I want to be fair here. To white America if the intent of an action can be shown to be racial the penalty is quite high. Paula Deen’s admission that she used the n word made the intent of her actions racial and brought down the wrath of corporate America upon her. The crime of which she was actually accused became secondary to her use of the word many years ago.  Conversely the Supreme Court in striking down part of the Voting Rights Law ruled that Congress had to provide a more recent proof that the criteria for proving the intent of voting restrictions was indeed racial in order to invoke the law. This is indeed consistent with the color blind racism that Bonilla-Silva discusses.

I will certainly defer to my colleagues in the legal profession as to the role intent or consequences play in the law. My layman’s view is that sometimes intent does as in the distinctions between first degree murder, second degree murder or manslaughter and in cases of libel. However most times it doesn’t. Lack of intent may mitigate the punishment for breaking the law but it doesn’t always show that no law was broken. So let it be with racism. If an action has the consequence of racial inequity whether intentional or not, that action is racist.  That applies to racial profiling, following innocent blacks around in stores, populating our jails with inordinate numbers of non whites, or treating non whites differently in our legal system.
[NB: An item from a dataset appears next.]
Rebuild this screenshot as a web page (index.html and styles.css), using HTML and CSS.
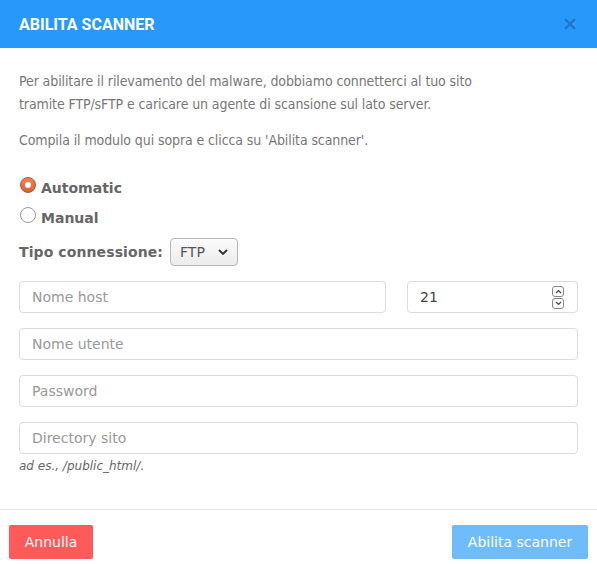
FILE: index.html
```html
<!DOCTYPE html>
<html lang="it">
<head>
  <meta charset="UTF-8" />
  <title>Abilita scanner</title>
  <meta name="viewport" content="width=device-width, initial-scale=1.0"/>
  <link rel="stylesheet" href="styles.css">
</head>
<body>

  <div class="modal">
    <!-- Header -->
    <div class="modal-header">
      <h2>ABILITA SCANNER</h2>
      <svg class="close" width="14" height="14" viewBox="0 0 14 14"><path d="M2 2l10 10M12 2L2 12" stroke="#1f72c4" stroke-width="2"/></svg>
    </div>

    <!-- Body -->
    <div class="modal-body">
      <p>Per abilitare il rilevamento del malware, dobbiamo connetterci al tuo sito tramite FTP/sFTP e caricare un agente di scansione sul lato server.</p>
      <p>Compila il modulo qui sopra e clicca su 'Abilita scanner'.</p>

      <label class="radio-row first">
        <span class="radio checked"></span>
        <span>Automatic</span>
      </label>
      <label class="radio-row">
        <span class="radio"></span>
        <span>Manual</span>
      </label>

      <div class="conn-row">
        <span class="conn-label">Tipo connessione:</span>
        <span class="select">FTP
          <svg width="10" height="6" viewBox="0 0 10 6"><path d="M1 1l4 4 4-4" fill="none" stroke="#333" stroke-width="1.8"/></svg>
        </span>
      </div>

      <div class="host-row">
        <div class="field host"><span class="ph">Nome host</span></div>
        <div class="field port">
          <span class="val">21</span>
          <span class="spin">
            <span class="spin-btn"><svg width="7" height="5" viewBox="0 0 7 5"><path d="M1 4l2.5-2.5L6 4" fill="none" stroke="#444" stroke-width="1.2"/></svg></span>
            <span class="spin-btn"><svg width="7" height="5" viewBox="0 0 7 5"><path d="M1 1l2.5 2.5L6 1" fill="none" stroke="#444" stroke-width="1.2"/></svg></span>
          </span>
        </div>
      </div>

      <div class="field"><span class="ph">Nome utente</span></div>
      <div class="field"><span class="ph">Password</span></div>
      <div class="field"><span class="ph">Directory sito</span></div>
      <div class="hint">ad es., /public_html/.</div>
    </div>

    <!-- Footer -->
    <div class="modal-footer">
      <button class="btn cancel">Annulla</button>
      <button class="btn enable">Abilita scanner</button>
    </div>
  </div>

</body>
</html>
```

FILE: styles.css
```css
* {
  box-sizing: border-box;
  margin: 0;
  padding: 0;
}

body {
  background: #fff;
  font-family: 'DejaVu Sans', sans-serif;
  color: #777;
  width: 597px;
  height: 564px;
  overflow: hidden;
}

.modal {
  display: flex;
  flex-direction: column;
  height: 564px;
}

.modal-header {
  height: 48px;
  flex-shrink: 0;
  background: #2899fb;
  display: flex;
  align-items: center;
  justify-content: space-between;
  padding: 0 20px 0 19px;
}

.modal-header h2 {
  font-family: Roboto, sans-serif;
  font-weight: 700;
  font-size: 16px;
  color: #fff;
}

.modal-body {
  padding: 22px 19px 0;
  flex: 1;
}

.modal-body p {
  font-family: 'DejaVu Sans Condensed', 'DejaVu Sans', sans-serif;
  font-size: 14px;
  letter-spacing: -0.1px;
  line-height: 23px;
  margin-bottom: 13px;
  max-width: 480px;
}

.radio-row {
  display: flex;
  align-items: center;
  gap: 5px;
  font-weight: 700;
  font-size: 14px;
  color: #666;
  height: 20px;
  margin-bottom: 10px;
}

.radio-row.first {
  margin-top: 26px;
  margin-bottom: 10px;
}

.radio {
  width: 16px;
  height: 16px;
  border-radius: 50%;
  border: 1px solid #999;
  background: #fff;
  margin-top: -6px;
  margin-left: 1px;
  position: relative;
}

.radio.checked {
  border-color: #c0502a;
  background: linear-gradient(#f0845a, #d9622e);
}

.radio.checked::after {
  content: '';
  position: absolute;
  left: 4px;
  top: 4px;
  width: 6px;
  height: 6px;
  border-radius: 50%;
  background: #fff;
}

.conn-row {
  display: flex;
  align-items: center;
  gap: 7px;
  margin-bottom: 15px;
}

.conn-label {
  font-weight: 700;
  font-size: 14px;
  color: #666;
  letter-spacing: 0.1px;
}

.select {
  display: flex;
  align-items: center;
  gap: 13px;
  height: 28px;
  padding: 0 9px;
  border: 1px solid #b9b9b9;
  border-radius: 4px;
  background: linear-gradient(#fbfbfb, #ececec);
  color: #555;
  font-size: 14px;
}

.host-row {
  display: flex;
  gap: 21px;
}

.field {
  height: 32px;
  border: 1px solid #dcdcdc;
  border-radius: 4px;
  display: flex;
  align-items: center;
  padding: 0 12px;
  font-size: 14px;
  margin-bottom: 15px;
}

.host {
  width: 367px;
}

.port {
  flex: 1;
  justify-content: space-between;
  padding-right: 13px;
}

.ph {
  color: #999;
}

.val {
  color: #444;
}

.spin {
  display: flex;
  flex-direction: column;
  gap: 1px;
}

.spin-btn {
  width: 12px;
  height: 11px;
  border: 1px solid #888;
  border-radius: 3px;
  display: flex;
  align-items: center;
  justify-content: center;
}

.hint {
  font-size: 12px;
  font-style: italic;
  color: #666;
  margin-top: -10px;
}

.modal-footer {
  border-top: 1px solid #e5e5e5;
  height: 55px;
  flex-shrink: 0;
  padding: 15px 9px 6px;
  display: flex;
  justify-content: space-between;
  align-items: flex-start;
}

.btn {
  height: 34px;
  border: none;
  border-radius: 2px;
  color: #fff;
  font-family: 'DejaVu Sans', sans-serif;
  font-size: 14px;
  padding: 0 15px;
}

.cancel {
  background: #ff5a5a;
  width: 84px;
}

.enable {
  background: #6fbcfb;
  width: 136px;
}
```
If the effects are racially unequal or disproportionate we should be alerted that something racial is going on. Blaming the victim is not enough.   Whites rationalize their actions as with the cop who says “most crimes are committed by blacks just look at our jails” or the store owner who follows blacks because he assumes they are most likely to shoplift from him (hello Winona Ryder.) Just as rationalizing the surveillance of non whites to fight terrorism allows the Tim McVeigh’s and Tsarnov brothers to have a clear path, the racial “assumptions” in other parts of our criminal “justice” system allow whites to get away with things while we are over-pursuing blacks. This cannot be in our best interests.